If someone would grab some of the more complicated ships from the second link (I am think the Falcon, a Tie Fighter, and the Starseeker personal shuttle are probably representative of the highest poly count you would want.) and convert them back to OBJ format. (I have no way to get read the format they are currently in.) I can figure out a good max poly count for ships. Since we are dealing with obj format, then that means that bump maps probably work, transparency and displacements won't.
BTW a 20 Poly Type S doesn't look that good, but at least is recognizable.
There is no way to do a Free Trader or Far Trader, or heaven forbid a Broadsword and even get close under those restrictions. The problem is Traveller ships, especially as time went on, have lots of rounded edges. When you have curves, especially 3D curves Poly Counts go through the roof. As an example, a good looking cylinder has 18-24 polygons excluding the ends, though you can probably in low res situation, get away with 12. For a Sphere you can probably get away with around 200 but a good looking sphere is around 400.
So a Ship's Boat is going to be at least 172 polys and to look decent should be more than twice that. A Broadsword is going to run you almost 500 Polygons without the cutter wells (or cutters sticking out). Adding the cutters takes you, if you are careful, to around 1000. (Without any turrets.) Double that if you actually want to have a decent look at it and minimum quadruple it if you want to look good at mid ranges.

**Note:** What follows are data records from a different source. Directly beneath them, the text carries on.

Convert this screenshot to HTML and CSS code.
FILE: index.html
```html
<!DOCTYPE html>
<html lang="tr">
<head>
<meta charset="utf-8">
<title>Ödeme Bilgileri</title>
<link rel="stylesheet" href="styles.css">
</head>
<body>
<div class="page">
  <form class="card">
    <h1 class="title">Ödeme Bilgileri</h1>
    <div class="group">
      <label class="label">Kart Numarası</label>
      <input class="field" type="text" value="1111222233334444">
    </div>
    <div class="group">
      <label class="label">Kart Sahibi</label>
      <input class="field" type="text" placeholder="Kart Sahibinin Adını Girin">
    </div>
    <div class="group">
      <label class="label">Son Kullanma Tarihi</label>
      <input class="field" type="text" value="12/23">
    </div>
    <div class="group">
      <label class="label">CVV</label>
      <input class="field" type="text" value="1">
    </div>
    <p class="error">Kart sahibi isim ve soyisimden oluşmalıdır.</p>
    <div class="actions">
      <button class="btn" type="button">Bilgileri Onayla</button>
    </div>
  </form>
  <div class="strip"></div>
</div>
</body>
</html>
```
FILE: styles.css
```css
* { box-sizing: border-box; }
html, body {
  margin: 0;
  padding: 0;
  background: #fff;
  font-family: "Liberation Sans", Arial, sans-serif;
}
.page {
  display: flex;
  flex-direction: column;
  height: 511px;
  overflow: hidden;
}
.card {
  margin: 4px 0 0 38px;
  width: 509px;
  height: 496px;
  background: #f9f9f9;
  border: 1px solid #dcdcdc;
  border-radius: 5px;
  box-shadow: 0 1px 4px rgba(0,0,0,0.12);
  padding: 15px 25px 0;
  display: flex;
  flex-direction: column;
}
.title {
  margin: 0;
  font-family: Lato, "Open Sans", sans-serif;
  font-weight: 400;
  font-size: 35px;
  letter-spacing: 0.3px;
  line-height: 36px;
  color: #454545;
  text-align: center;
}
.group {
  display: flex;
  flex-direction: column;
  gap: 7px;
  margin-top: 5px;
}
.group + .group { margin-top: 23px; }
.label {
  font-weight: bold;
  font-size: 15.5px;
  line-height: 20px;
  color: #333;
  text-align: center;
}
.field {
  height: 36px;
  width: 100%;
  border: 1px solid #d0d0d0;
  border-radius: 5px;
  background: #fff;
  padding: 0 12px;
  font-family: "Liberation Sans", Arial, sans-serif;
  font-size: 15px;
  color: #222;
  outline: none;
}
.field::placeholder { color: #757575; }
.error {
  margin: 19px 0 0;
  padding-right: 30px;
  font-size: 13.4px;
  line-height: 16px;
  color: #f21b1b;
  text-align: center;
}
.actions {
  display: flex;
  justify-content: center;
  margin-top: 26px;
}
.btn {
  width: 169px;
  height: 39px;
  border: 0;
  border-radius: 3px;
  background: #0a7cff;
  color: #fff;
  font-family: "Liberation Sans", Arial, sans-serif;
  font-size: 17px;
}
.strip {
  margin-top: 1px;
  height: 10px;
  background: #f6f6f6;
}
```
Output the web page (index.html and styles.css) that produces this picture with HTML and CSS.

My guess would be that Andrew's (From his mini movie, "Striker") run in the 25K range at a minimum.
Which is why I am trying to nail down the reasonable specs for what the software is capable of handling.
I could also use a scale they should be done to. (I know they can be scaled later, but if everything is to the same scale it is easier.)
After all you don't really want an AHL to appear to be the same size as a Cutter.